I don't know, it was just something I always did, and I didn't think much about it. Then I wanted to be an actress, and do stage theater, and I spent years taking classes and performing and I thought that was what I was going to do w/ my life, and then my mother got in the way. She gave me an altimatum: Either give up my theater dreams and go to a regular college and study something else, or get disowned and not have any kind of support (financial or otherwise). I think we all know what I chose, and I regret it everyday, but I can't go back and change things, I can only look forward. I honestly don't know when I had my epiphony, but somewhere along the line I realized that what I liked most about acting was he scripts themselves and being able to read something and act it out to people the way that I thought people should perceive it. One of my acting teachers once said that to be a great actor one has to love the english language, love words, and I realized that I DO. I've been writing all my life, and I love to read as much. I love romance novels, I love being in that world, and that's what all of my short stories used to lack, romance. Like I said, I don't know how I realized all this, but I know that more than anything, I want to be a published romance author. I want to write contemporary pieces, I want to write paranormal romance, and I think this time around instead of just bitching and whining that this is what I want to do, I've decided to actually try to do it. REALLY.
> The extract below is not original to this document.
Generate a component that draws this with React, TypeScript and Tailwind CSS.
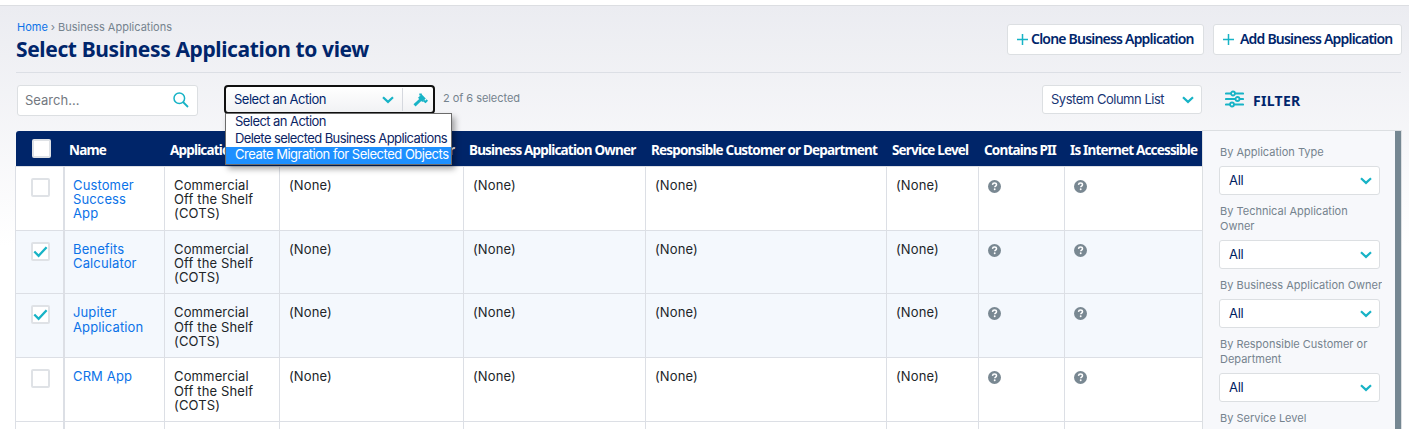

So I started writing a novel, which I might not do anything with once I'm done, I just want to see if I'm able to write one, see if I'm able to write 50,000 words (that's a lot), and if I can, and do, then I'll polish it, or rewrite it or write something completely different. But I'm going to do it, I'm doing my research, and I'm plannig on joining RWA and, well I'm kinda making this up as I go along, but I'm taking it one step at a time, and I guess we'll see where this leads me.
Wow that was a mouthful (or fingerful lol) anyways that's all I'm going to say for today except for...


5 DAYS TILL....





1 comment:

Vera Ezimora said...

Hey gal!

You know, you and I have similar stories for writing. I never knew I wanted to be a writer either. I never thought much of it either when I constantly won the 'Best in English' award in school. Who woulda thunk it?? lol. I just thought I loved writing as much as the next person.

Happy birthday to ur nephew and congrats on ur brother's release from jail.